It's funny how much we teach our children to 'go for their dreams' and 'do something you believe in', but the reality is…. usually what we *want*to do with our lives: doesn't pay the bills.

Photography is quite literally the only thing I've done for a living since I was 19 years old.  My first camera was a Canon EOS 10-s with standard amateur 3.5 lens'.  Nothing special.  However, it was *that* camera that did a good portion of my early photography work that was getting published all around the UK and landing me more and more jobs.

It wasn't until I made friends with a photographer, Scarlet, backstage at the Reef show for The Brat Awards in…. 1995? - that I made the change to Nikon. 

Scarlet had seen me around at a few shows and came up to me as we were all leaving the venue to go to the after party with Reef and rather boldly asked me "where the hell [I] came from?".  You see, I hadn't really 'paid my due' so-to-speak, I just kind of showed up and started shooting shows and bands and what not.  Scarlet had gone to Uni for photography and worked for one of the most famous and notoriously rude rock photographers in the world - AND THEN - she was working on her own…. so she was shocked as sh*t to find me with so many photo and backstage passes. lol

The Bubbie calls it the Luck of The Irish.

In the UK we call it blaggin'….. I can 'blag' (or talk) my way into anything.

Anyhow.  Scarlet was die hard Nikon and on my next trip home to America she sent me with a shopping list:  Nikon N90, fixed 28mm at 2.8, fixed 50mm at 2.8 and one telephoto to 200, and SB-26 flash head.  The Bubbie helped me buy the telephoto lens and the flash and my Grandma and her husband Morrie gave me $1,000 for the rest of it.

I prayed soooooo many nights to G*d that I would take good pictures - get published and keep getting hired.  I worked so hard, I *tried* so hard.  I never put out.  I never made out.  I never got high or drunk or anything….I stayed sober and used each show as a chance to network my way into that band, their management or the venue's staff.  I made a lot of friends…. had a great time - saw most of Europe from the back of a tour bus and had kind of a f*cking awesome time.

I was lucky.... very lucky.  I did pretty good as a rock photographer, I met every goal I set for myself - which is pretty rad.  However….. touring life for a girl can be lonely.  I wanted a family.  The only thing I've ever wanted to do more than photography is be a Mom and have kids.   Period. 

When I moved back to American I started doing photography again and soon, I had a small business up and running.  My clients, for the most part, incredibly loyal… which is *shocking* because at times I can be incredibly slooooooow at getting them their finished images.

Like.  Painfully.
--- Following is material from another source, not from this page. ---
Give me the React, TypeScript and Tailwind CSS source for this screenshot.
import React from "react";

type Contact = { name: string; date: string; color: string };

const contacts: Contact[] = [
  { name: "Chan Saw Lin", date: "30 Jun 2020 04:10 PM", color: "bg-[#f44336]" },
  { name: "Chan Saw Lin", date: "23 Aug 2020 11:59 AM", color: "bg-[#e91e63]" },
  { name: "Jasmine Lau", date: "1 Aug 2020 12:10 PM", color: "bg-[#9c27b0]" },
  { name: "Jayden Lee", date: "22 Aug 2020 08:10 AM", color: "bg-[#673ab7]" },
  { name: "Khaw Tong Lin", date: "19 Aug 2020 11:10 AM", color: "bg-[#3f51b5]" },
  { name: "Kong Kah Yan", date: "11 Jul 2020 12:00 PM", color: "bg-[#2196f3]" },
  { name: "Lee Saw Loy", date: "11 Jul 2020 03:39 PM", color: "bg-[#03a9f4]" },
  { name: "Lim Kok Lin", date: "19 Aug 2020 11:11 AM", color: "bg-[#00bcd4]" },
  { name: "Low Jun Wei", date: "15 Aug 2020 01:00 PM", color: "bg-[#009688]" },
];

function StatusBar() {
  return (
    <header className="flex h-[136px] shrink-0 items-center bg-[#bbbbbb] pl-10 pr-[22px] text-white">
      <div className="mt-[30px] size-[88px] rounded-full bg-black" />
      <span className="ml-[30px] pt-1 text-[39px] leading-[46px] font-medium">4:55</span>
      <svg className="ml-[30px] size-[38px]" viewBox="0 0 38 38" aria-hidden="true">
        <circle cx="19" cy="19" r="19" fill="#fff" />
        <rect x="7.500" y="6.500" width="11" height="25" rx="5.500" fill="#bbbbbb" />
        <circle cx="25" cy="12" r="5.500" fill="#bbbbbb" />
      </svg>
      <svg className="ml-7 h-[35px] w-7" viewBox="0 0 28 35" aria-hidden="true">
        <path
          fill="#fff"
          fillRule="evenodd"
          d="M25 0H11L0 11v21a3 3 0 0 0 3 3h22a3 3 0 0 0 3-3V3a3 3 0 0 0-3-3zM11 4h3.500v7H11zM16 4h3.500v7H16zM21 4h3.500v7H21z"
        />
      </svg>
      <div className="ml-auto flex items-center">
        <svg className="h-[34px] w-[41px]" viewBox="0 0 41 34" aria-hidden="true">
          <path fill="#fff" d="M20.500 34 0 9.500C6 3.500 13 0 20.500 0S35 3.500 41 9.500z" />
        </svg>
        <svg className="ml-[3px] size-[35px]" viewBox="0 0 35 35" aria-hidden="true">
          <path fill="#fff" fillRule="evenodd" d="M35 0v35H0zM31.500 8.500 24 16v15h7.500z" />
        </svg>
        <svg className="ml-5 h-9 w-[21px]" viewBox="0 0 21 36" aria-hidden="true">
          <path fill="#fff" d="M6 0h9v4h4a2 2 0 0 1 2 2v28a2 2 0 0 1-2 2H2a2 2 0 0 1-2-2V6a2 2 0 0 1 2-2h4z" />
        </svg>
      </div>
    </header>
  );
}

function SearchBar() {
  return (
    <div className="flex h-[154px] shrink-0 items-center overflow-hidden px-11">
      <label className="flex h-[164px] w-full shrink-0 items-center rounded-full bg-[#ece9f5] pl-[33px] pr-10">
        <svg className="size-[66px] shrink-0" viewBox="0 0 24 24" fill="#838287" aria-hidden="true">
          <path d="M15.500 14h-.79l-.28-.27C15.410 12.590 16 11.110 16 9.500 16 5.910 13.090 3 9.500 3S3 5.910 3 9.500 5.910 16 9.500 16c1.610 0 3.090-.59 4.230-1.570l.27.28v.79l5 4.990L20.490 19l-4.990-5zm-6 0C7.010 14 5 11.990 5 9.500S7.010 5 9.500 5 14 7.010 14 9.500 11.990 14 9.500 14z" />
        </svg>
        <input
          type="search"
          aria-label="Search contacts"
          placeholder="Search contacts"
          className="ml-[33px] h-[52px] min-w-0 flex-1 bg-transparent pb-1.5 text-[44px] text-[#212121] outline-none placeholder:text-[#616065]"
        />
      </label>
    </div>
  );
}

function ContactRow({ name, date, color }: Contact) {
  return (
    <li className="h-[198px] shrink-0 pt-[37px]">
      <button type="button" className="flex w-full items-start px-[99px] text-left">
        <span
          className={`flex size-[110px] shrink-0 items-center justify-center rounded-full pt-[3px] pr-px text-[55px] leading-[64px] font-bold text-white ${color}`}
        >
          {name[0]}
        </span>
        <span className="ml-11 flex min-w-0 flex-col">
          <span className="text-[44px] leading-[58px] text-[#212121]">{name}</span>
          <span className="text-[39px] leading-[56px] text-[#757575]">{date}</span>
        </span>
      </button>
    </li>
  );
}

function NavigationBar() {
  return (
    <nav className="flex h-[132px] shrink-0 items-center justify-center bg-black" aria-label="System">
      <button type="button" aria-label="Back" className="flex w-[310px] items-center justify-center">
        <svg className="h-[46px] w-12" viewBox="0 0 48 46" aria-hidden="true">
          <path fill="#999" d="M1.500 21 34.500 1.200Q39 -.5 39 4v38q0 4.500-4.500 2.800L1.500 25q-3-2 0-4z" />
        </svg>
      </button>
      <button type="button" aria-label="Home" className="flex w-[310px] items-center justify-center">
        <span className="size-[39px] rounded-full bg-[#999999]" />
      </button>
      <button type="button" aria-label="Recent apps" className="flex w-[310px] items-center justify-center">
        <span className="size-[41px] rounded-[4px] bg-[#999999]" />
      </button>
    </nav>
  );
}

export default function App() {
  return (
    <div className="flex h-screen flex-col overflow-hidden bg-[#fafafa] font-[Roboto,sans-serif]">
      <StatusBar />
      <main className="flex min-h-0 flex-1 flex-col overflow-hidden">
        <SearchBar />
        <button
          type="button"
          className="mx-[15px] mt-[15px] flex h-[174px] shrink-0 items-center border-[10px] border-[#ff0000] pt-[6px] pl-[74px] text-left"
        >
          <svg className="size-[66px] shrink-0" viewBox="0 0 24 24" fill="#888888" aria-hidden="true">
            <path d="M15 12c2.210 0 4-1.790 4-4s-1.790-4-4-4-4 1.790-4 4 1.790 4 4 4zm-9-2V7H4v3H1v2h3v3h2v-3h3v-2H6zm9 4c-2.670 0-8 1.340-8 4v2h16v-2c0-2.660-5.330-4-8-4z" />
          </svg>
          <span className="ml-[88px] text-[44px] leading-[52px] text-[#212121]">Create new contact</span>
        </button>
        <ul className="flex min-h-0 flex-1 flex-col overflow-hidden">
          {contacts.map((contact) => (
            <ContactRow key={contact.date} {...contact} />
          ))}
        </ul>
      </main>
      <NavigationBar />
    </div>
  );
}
Slow.  Seriously. lololol

I think it's a combination of the fact that I actually *care* about my clients.  Like - I really actually do care about them…. *most* of my clients become my friend and I really love that.  I'm also pretty damn good at what I do… kids usually like me (a lot) and I'm reasonably priced (otherwise read as "too cheap" according to most photographers I know).
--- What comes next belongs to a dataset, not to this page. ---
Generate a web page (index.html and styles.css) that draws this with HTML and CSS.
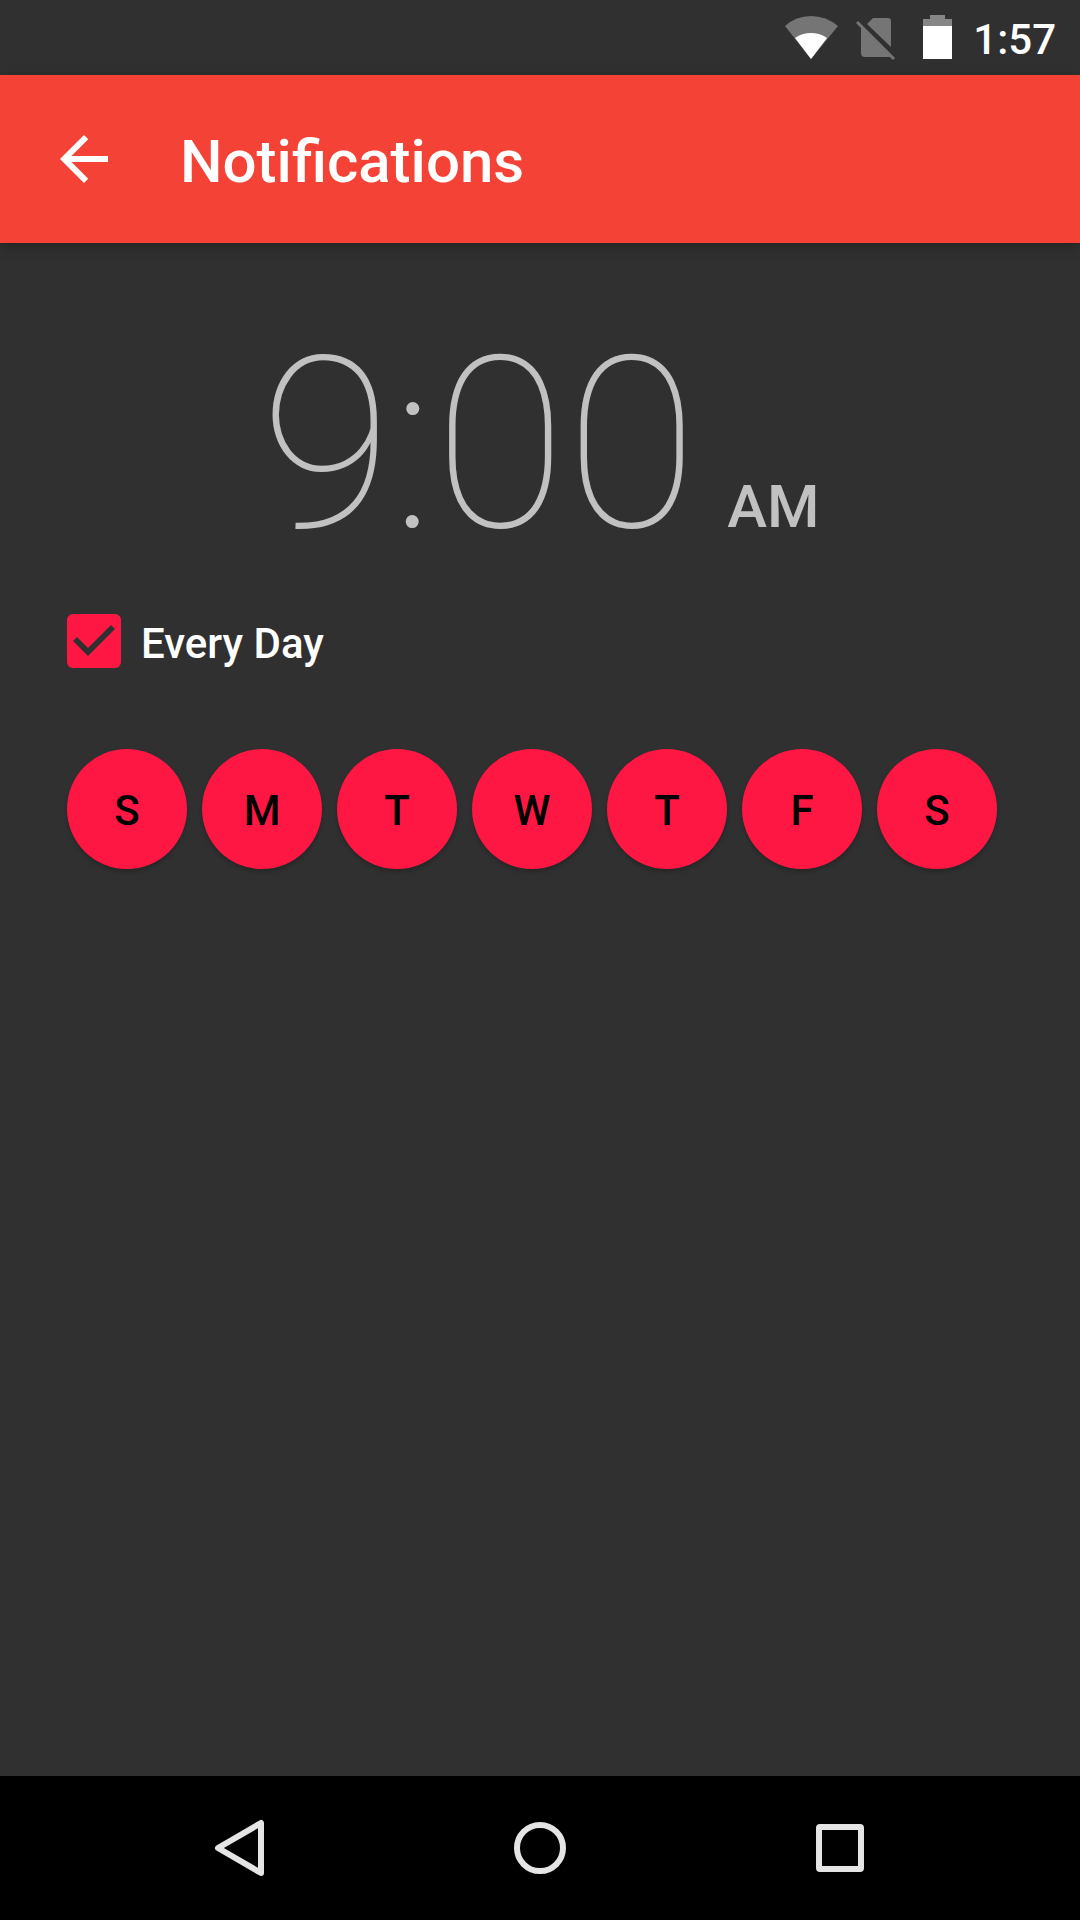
FILE: index.html
```html
<!DOCTYPE html>
<html lang="en">
<head>
  <meta charset="UTF-8">
  <meta name="viewport" content="width=device-width, initial-scale=1">
  <title>Notifications</title>
  <link rel="stylesheet" href="styles.css">
</head>
<body>

  <div class="status-bar">
    <svg width="54" height="75" viewBox="0 0 54 75" aria-hidden="true">
      <path fill="#757575" d="M27 59L1 26Q12 16 27 16T54 26z"/>
      <path fill="#fff" d="M27 59L11 38Q18 33 27 33T43 38z"/>
    </svg>
    <svg width="40" height="75" viewBox="0 0 40 75" aria-hidden="true">
      <path fill="#757575" d="M11 24L17 18H32Q35 18 35 21V47zM5 27L35 57H9Q5 57 5 53z"/>
      <path stroke="#757575" stroke-width="3" d="M1 22L38 59"/>
    </svg>
    <svg width="41" height="75" viewBox="0 0 41 75" aria-hidden="true">
      <path fill="#868686" d="M9 26V19H16V15H31V19H38V26z"/>
      <path fill="#fff" d="M9 26H38V59H9z"/>
    </svg>
    <span class="clock">1:57</span>
  </div>

  <header class="toolbar">
    <button class="back" aria-label="Back">
      <svg width="72" height="72" viewBox="0 0 24 24">
        <path fill="#fff" d="M20 11H7.83l5.59-5.59L12 4l-8 8 8 8 1.41-1.41L7.83 13H20v-2z"/>
      </svg>
    </button>
    <h1>Notifications</h1>
  </header>

  <main>
    <button class="time">
      <span class="digits">9:00</span>
      <span class="ampm">AM</span>
    </button>

    <div class="every-day">
      <input type="checkbox" id="everyDay" checked>
      <label for="everyDay">Every Day</label>
    </div>

    <div class="days">
      <button aria-label="Sunday">S</button>
      <button aria-label="Monday">M</button>
      <button aria-label="Tuesday">T</button>
      <button aria-label="Wednesday">W</button>
      <button aria-label="Thursday">T</button>
      <button aria-label="Friday">F</button>
      <button aria-label="Saturday">S</button>
    </div>
  </main>

  <nav class="nav-bar">
    <button aria-label="Back">
      <svg width="72" height="72" viewBox="0 0 72 72">
        <path d="M57 11V61L14 36z"/>
      </svg>
    </button>
    <button aria-label="Home">
      <svg width="72" height="72" viewBox="0 0 72 72">
        <circle cx="36" cy="36" r="23"/>
      </svg>
    </button>
    <button aria-label="Recent apps">
      <svg width="72" height="72" viewBox="0 0 72 72">
        <rect x="15" y="15" width="42" height="42" rx="1"/>
      </svg>
    </button>
  </nav>

</body>
</html>
```

FILE: styles.css
```css
* {
  box-sizing: border-box;
}
body {
  margin: 0;
  min-height: 100vh;
  display: flex;
  flex-direction: column;
  background: #303030;
  color: white;
  font-family: Roboto, sans-serif;
  font-size: 42px;
  font-weight: 500;
}
button {
  padding: 0;
  border: none;
  background: none;
  color: inherit;
  font: inherit;
  cursor: pointer;
}
svg {
  display: block;
}

.status-bar {
  height: 75px;
  display: flex;
  justify-content: flex-end;
  align-items: center;
  gap: 18px;
  padding-right: 24px;
}
.clock {
  padding-top: 4px;
}

.toolbar {
  height: 168px;
  display: flex;
  align-items: center;
  gap: 60px;
  padding: 0 48px;
  background: #f44336;
  box-shadow: 0 4px 12px rgba(0, 0, 0, 0.25);
}
.toolbar h1 {
  margin: 0;
  padding-top: 4px;
  font-size: 60px;
  font-weight: 500;
}

main {
  flex: 1;
  padding: 82px 67px 0;
  display: flex;
  flex-direction: column;
  align-items: flex-start;
}
.time {
  align-self: center;
  display: flex;
  align-items: baseline;
  gap: 30px;
  color: #c1c1c1;
}
.digits {
  font-size: 240px;
  font-weight: 100;
  line-height: 240px;
}
.ampm {
  font-size: 60px;
}

.every-day {
  display: flex;
  align-items: center;
  gap: 20px;
  height: 54px;
  margin: 49px 0 81px;
}
.every-day label {
  padding-top: 4px;
}
.every-day input {
  appearance: none;
  width: 54px;
  height: 54px;
  margin: 0;
  border-radius: 6px;
  border: 6px solid #c1c1c1;
}
.every-day input:checked {
  border: none;
  background: #ff1744;
}
.every-day input:checked::before {
  content: "";
  display: block;
  height: 54px;
  background: #303030;
  clip-path: polygon(6px 27px, 10px 23px, 21px 34px, 44px 11px, 48px 15px, 21px 42px);
}

.days {
  display: flex;
  gap: 15px;
}
.days button {
  width: 120px;
  height: 120px;
  padding-top: 3px;
  border-radius: 50%;
  background: #ff1744;
  color: black;
  box-shadow: 0 3px 4px rgba(0, 0, 0, 0.2);
}

.nav-bar {
  height: 144px;
  display: flex;
  justify-content: center;
  background: black;
}
.nav-bar button {
  width: 300px;
  display: flex;
  justify-content: center;
  align-items: center;
}
.nav-bar svg {
  fill: none;
  stroke: #e5e5e5;
  stroke-width: 6;
  stroke-linejoin: round;
}
```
My work, my lighting and my style are very consistent.  Most of my clients get around 150 images finished in three finishes….. right now I have a family who I've shot since the Mom was pregnant with their 21/2 year old- and it's over 600 images…. straight color, faded/hazy/popular color, and B&W.  This way you Moms can scrapbook your hearts out in color or B&W or both and you don't need to come back to me to ask for more images in a different finish.  So…people get a lot for their money - oh… and they get allll that on a DVD at full resolution for them to print however and wherever they like.

If you know *anything* about getting your families portraits done, then you know that that's kind of awesome. hahahaha

When we had the house I had a small studio there (built for me by a client), but that went with the house when we sold it.  So now I'm back to doing on-location work, which I love as well.  But…. long term, I'm not sure that there is enough work to keep me going as a single parent.  It seems like there are more 'photographers' in every town than there are cockroaches.  Which is fine... competition is a good thing - however, I'll be *super* blunt.... people generally do NOT know what actual "good" photography is.  

I can't tell you how many times I've gone to someone's house and they are soooooo proud of their recent photos with another photographer (of which they are lucky to get 30 - 50 "finished" images) and they stand there and tell me how much they "LOVE" them.... when I'm standing there looking at under-exposed, dark, grainy, sh*tty images with the eyes digitally drawn on and whatnot..... sigh.

The point being - when literally *anyone* can go to Costco, buy a solid camera, built a blog and open a "studio".... it gets harder and harder to actually make a *living* doing what I love.

So I'm at a cross roads….. not only do I have to give up the career I spent the last 18 years building… but I have to give up being able to work from home.  Okay…. I know - break out the f*cking violins… right?  I mean there *are* single Moms who have it waaaaaay worse than that.  Waaaah…. do I have to give up my cushy, set-my-schedule-work-from-home dream job…..?

It's hardly the sacrifice that many parents have to make…. right?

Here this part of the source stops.